* [WHAT NEEDS TO BE DONE]
Reproduce each line bearing the word "React".

* [RECORDS SHOWN]
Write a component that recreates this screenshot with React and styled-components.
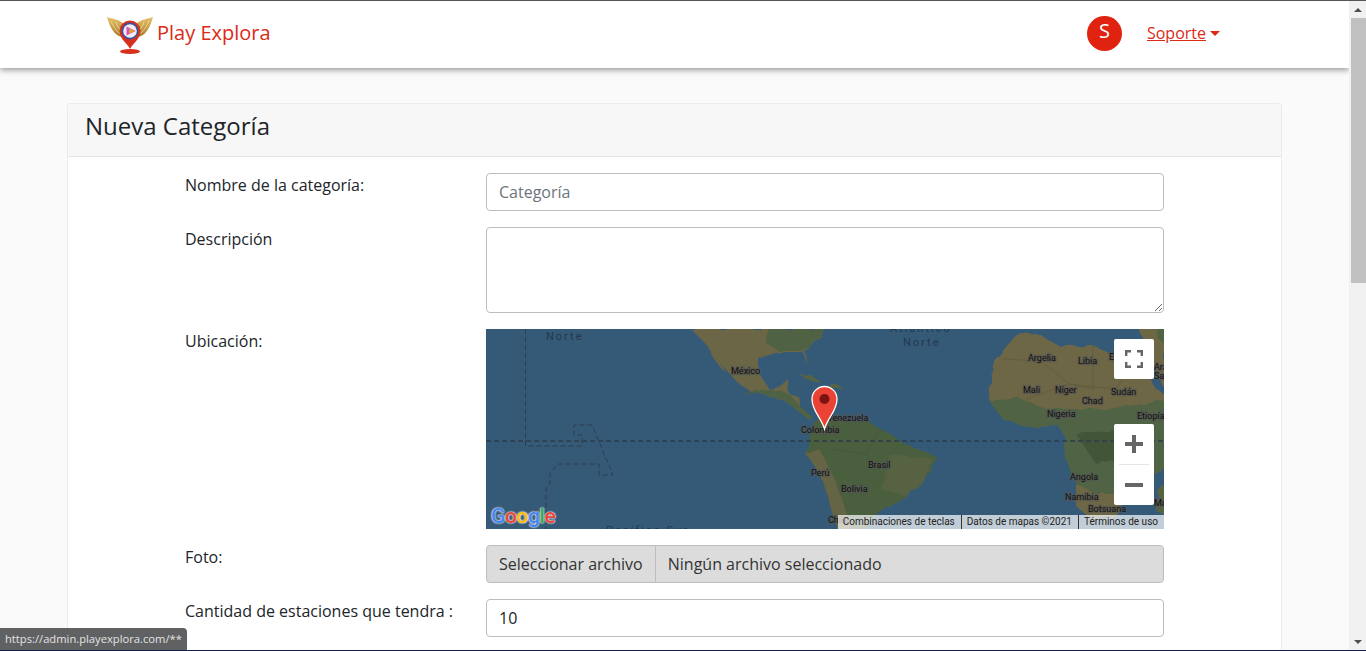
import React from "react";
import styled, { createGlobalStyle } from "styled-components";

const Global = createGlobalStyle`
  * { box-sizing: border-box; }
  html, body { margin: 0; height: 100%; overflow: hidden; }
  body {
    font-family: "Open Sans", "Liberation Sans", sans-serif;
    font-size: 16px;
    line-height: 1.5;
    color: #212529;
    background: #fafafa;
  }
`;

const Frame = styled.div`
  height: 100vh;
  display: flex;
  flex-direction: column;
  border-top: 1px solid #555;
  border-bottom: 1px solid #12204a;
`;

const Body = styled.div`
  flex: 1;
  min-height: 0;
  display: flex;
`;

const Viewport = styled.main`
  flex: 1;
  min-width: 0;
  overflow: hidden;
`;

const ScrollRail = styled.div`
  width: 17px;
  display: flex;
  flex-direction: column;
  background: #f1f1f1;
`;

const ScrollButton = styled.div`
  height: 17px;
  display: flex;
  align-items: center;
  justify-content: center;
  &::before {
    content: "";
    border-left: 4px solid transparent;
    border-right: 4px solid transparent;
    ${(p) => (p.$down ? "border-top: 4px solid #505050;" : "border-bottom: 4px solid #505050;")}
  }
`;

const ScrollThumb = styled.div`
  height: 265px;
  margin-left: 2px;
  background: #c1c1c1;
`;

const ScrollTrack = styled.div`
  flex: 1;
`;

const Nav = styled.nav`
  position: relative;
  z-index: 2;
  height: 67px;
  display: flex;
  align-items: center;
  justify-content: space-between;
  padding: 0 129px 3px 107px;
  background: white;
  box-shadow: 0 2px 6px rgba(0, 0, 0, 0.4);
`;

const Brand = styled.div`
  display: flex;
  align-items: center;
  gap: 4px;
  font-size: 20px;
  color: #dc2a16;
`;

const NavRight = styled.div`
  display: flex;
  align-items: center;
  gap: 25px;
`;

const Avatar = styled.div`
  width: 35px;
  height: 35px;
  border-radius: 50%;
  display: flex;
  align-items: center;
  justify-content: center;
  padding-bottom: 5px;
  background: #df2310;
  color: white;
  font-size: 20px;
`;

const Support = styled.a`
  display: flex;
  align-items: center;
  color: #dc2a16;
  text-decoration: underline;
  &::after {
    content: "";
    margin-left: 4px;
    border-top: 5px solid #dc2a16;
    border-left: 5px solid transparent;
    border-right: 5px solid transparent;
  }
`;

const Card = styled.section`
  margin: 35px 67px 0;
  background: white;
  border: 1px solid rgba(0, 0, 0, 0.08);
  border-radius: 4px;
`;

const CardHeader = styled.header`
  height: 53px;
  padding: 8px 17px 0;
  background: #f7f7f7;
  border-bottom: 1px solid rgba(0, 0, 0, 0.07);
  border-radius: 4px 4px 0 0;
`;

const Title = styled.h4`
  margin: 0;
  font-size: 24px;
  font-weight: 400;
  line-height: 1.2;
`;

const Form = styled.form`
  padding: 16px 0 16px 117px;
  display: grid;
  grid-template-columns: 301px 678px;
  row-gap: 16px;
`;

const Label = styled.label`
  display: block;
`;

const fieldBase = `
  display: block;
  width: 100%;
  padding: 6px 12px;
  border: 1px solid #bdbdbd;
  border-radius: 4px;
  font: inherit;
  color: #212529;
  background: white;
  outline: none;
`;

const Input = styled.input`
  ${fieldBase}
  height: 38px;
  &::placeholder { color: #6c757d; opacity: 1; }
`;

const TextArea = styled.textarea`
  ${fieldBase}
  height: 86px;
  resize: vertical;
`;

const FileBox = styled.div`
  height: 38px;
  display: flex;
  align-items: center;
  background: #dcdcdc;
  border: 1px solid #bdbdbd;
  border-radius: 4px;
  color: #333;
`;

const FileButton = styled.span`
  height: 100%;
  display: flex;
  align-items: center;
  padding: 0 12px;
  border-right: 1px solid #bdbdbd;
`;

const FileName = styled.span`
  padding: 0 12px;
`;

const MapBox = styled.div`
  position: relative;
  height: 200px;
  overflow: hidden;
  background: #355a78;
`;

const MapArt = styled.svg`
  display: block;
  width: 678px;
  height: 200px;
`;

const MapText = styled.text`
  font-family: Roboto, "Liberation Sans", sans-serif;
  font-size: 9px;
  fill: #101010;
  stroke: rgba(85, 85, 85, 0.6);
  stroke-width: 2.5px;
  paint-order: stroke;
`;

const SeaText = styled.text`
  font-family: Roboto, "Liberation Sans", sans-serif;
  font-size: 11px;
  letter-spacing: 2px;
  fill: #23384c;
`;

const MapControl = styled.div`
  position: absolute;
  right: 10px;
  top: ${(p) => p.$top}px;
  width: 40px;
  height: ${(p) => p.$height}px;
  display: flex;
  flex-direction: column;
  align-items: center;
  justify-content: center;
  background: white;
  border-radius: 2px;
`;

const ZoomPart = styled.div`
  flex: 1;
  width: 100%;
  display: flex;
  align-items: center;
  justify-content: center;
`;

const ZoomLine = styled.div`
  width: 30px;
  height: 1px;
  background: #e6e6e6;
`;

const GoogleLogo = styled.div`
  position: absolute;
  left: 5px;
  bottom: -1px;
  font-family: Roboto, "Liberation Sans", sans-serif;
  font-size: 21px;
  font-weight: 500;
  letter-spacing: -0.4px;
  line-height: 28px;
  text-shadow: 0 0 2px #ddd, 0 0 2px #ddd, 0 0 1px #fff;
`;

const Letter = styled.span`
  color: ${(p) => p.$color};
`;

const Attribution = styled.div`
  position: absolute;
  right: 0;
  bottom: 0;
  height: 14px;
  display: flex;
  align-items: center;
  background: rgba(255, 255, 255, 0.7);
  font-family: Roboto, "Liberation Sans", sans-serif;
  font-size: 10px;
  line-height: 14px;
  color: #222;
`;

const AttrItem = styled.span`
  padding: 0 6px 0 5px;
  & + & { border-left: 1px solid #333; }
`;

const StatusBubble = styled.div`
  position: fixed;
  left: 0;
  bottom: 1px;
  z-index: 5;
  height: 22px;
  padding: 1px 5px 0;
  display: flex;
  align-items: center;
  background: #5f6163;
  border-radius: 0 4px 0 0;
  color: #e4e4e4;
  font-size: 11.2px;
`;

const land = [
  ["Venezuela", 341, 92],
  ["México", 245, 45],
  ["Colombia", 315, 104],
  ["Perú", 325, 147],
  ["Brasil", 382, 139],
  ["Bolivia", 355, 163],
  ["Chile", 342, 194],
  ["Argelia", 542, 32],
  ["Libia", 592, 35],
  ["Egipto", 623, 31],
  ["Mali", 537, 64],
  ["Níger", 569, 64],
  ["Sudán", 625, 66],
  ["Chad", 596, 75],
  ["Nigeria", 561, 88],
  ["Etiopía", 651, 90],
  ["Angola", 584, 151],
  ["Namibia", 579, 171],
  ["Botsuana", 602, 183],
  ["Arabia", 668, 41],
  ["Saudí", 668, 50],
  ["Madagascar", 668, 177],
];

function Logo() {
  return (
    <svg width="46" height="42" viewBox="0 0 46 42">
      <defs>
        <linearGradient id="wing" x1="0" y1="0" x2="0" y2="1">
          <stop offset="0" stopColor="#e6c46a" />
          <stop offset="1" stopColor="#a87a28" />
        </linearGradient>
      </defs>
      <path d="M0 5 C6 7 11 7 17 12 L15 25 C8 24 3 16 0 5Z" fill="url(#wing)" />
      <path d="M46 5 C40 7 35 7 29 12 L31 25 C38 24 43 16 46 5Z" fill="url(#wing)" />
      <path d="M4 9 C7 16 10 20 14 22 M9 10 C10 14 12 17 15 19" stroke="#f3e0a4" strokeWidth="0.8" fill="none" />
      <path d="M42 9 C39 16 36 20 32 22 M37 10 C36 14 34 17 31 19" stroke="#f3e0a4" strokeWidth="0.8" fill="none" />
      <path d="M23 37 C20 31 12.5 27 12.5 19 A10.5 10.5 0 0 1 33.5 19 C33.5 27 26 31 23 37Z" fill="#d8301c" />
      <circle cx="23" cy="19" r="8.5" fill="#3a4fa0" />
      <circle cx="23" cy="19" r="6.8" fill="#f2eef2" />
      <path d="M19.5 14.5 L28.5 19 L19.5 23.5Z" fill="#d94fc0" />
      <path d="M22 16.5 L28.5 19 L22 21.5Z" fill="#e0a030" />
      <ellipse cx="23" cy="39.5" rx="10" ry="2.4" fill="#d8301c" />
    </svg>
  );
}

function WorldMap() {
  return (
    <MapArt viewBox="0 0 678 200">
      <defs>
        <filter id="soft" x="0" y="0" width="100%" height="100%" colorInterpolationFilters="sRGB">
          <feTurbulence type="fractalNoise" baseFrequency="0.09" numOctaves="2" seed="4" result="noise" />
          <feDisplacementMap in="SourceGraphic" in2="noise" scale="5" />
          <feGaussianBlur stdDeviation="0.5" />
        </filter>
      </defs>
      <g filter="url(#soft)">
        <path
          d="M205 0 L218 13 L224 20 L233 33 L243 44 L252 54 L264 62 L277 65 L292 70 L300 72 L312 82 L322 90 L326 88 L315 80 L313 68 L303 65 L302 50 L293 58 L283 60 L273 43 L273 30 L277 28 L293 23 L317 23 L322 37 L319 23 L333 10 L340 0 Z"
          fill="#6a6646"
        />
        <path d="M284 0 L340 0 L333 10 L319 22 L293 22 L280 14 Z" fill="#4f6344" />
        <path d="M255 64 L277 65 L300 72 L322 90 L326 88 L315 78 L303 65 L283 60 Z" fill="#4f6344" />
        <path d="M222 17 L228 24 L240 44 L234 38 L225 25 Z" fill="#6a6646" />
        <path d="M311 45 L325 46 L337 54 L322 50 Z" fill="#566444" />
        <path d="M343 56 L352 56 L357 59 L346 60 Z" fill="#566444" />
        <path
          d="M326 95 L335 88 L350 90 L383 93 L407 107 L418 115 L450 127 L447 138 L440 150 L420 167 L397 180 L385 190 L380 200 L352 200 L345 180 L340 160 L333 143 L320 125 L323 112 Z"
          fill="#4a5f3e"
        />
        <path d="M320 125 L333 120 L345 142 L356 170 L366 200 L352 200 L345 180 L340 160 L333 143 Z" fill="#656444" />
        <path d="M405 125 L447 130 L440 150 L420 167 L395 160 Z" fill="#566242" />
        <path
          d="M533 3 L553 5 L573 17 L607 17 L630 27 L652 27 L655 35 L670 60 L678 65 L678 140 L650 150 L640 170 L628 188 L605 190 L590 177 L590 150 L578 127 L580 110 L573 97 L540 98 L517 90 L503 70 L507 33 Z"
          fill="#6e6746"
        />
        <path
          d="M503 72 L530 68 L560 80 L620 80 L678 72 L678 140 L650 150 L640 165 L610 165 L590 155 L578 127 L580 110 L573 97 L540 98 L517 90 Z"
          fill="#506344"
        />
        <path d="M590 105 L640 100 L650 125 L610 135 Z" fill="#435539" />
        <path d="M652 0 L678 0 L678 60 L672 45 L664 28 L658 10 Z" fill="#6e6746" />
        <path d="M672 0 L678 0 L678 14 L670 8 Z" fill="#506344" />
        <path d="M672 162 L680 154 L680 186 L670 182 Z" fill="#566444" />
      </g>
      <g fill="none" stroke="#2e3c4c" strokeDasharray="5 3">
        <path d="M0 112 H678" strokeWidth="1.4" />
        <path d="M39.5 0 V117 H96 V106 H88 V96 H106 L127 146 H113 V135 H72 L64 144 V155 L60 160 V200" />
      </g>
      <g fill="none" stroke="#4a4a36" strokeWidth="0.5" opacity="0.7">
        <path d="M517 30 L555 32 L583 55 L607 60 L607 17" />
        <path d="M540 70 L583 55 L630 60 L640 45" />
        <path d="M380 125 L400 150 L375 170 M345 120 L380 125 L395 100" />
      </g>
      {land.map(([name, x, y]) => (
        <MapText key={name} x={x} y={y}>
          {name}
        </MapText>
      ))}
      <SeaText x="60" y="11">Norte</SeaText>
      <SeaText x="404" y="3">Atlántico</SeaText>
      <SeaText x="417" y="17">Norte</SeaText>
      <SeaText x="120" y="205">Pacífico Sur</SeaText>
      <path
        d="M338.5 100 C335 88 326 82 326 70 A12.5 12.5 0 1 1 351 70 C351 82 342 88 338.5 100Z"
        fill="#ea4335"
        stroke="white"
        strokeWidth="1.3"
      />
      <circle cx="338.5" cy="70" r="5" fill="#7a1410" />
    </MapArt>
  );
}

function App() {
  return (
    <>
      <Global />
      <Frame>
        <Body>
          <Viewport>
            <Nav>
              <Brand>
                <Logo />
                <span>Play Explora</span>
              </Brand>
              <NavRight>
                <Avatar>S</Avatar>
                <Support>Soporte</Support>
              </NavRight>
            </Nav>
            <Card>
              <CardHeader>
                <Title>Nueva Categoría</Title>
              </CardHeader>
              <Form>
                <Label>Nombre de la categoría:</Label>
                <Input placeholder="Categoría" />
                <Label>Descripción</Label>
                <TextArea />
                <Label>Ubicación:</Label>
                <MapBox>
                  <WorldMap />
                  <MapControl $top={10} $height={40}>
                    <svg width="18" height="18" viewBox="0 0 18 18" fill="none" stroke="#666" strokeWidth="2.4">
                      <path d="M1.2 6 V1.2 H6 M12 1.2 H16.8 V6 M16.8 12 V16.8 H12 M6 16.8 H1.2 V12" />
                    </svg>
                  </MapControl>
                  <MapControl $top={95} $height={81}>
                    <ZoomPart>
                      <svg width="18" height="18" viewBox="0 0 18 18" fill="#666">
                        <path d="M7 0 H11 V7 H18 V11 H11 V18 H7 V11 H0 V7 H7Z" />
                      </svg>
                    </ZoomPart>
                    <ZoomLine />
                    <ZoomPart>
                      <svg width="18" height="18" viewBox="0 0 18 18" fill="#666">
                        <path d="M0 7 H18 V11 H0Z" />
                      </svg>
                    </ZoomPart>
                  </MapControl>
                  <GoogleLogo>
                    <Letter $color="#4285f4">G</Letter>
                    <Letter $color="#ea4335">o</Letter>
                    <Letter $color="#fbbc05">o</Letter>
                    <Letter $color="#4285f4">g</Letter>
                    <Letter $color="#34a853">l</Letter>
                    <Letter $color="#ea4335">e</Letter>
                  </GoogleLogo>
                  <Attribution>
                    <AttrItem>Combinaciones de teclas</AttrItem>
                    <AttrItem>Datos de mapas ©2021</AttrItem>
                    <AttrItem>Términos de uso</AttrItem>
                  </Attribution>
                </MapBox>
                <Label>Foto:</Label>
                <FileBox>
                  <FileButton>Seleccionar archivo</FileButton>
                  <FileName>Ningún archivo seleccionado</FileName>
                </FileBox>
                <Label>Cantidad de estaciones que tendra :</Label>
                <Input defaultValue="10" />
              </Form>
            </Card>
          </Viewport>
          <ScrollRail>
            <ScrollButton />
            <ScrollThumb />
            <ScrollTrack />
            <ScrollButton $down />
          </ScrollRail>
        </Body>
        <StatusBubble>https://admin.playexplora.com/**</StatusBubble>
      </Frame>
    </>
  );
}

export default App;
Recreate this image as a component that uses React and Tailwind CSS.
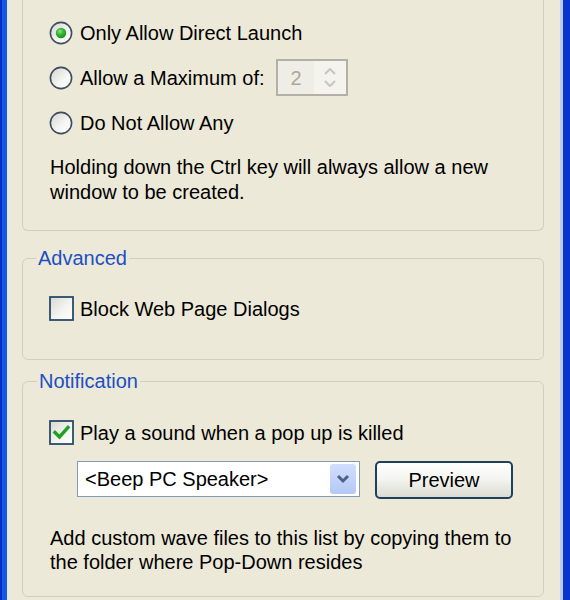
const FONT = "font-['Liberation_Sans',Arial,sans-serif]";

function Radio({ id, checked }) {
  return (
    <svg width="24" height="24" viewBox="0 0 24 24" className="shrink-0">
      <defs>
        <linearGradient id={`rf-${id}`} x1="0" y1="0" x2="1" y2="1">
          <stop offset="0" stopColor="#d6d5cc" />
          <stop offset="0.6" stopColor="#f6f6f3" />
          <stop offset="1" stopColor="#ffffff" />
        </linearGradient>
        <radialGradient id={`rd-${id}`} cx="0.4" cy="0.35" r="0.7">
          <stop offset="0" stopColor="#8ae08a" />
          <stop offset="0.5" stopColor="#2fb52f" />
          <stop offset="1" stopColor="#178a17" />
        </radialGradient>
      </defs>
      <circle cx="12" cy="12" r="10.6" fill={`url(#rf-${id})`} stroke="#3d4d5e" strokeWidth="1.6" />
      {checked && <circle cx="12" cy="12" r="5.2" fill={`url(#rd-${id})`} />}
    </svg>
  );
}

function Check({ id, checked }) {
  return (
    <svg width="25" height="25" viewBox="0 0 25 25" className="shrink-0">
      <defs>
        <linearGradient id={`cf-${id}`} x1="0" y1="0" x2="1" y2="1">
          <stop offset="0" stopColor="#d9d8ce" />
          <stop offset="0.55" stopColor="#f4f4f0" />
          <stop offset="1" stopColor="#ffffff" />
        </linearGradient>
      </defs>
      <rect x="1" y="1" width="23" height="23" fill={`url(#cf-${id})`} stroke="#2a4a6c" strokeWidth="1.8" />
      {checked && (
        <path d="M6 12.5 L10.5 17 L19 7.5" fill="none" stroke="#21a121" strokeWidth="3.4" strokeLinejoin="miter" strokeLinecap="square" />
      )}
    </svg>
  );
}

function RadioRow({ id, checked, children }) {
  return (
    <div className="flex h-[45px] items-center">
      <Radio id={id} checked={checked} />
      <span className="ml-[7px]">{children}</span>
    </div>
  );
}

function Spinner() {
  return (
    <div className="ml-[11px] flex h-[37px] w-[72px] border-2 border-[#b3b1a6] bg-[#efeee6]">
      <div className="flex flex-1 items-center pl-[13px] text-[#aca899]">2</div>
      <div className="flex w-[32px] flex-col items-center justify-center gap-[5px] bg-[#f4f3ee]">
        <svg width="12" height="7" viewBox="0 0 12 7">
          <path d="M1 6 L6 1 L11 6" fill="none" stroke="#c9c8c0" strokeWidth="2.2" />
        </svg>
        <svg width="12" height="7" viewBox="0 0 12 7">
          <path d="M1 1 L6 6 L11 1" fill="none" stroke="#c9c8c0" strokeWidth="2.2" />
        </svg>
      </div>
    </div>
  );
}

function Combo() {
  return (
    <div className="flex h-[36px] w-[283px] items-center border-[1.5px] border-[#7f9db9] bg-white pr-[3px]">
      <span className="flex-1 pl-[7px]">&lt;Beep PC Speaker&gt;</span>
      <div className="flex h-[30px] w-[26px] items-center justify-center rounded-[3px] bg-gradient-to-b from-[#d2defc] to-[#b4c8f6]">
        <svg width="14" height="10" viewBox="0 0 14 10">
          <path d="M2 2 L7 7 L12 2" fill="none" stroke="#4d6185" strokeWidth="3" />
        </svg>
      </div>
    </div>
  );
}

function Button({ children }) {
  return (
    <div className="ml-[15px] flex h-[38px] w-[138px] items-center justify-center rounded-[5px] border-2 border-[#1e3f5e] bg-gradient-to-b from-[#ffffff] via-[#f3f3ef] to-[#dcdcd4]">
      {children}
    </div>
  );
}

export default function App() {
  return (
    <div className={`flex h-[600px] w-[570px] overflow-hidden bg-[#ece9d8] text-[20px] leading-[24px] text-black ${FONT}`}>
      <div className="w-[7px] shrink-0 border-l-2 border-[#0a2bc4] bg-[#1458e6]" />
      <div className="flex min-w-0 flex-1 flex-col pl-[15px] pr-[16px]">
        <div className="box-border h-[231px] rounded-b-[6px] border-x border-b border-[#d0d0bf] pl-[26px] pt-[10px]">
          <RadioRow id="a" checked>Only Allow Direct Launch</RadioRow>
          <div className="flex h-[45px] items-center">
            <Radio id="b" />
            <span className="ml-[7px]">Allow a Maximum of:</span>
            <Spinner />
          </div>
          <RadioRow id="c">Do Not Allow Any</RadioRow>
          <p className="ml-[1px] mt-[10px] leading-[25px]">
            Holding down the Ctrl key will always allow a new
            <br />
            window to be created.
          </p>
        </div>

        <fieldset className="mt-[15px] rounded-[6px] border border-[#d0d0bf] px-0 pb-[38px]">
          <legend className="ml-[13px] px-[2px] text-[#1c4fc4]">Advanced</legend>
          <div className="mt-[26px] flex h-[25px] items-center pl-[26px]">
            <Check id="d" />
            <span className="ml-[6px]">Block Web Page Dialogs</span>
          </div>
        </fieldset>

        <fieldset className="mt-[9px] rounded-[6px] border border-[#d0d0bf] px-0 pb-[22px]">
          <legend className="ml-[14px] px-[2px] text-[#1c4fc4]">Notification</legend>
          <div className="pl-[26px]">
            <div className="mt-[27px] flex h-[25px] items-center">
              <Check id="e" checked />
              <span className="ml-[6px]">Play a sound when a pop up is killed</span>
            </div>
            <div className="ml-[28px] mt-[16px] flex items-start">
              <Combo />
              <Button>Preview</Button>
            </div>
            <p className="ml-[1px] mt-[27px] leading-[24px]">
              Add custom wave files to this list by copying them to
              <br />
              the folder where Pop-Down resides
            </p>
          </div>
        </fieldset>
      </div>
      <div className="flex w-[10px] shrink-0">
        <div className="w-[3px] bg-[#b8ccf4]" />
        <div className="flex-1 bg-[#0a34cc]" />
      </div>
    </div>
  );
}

* [FINISHED ANSWER]
Write a component that recreates this screenshot with React and styled-components.
import React from "react";
Recreate this image as a component that uses React and Tailwind CSS.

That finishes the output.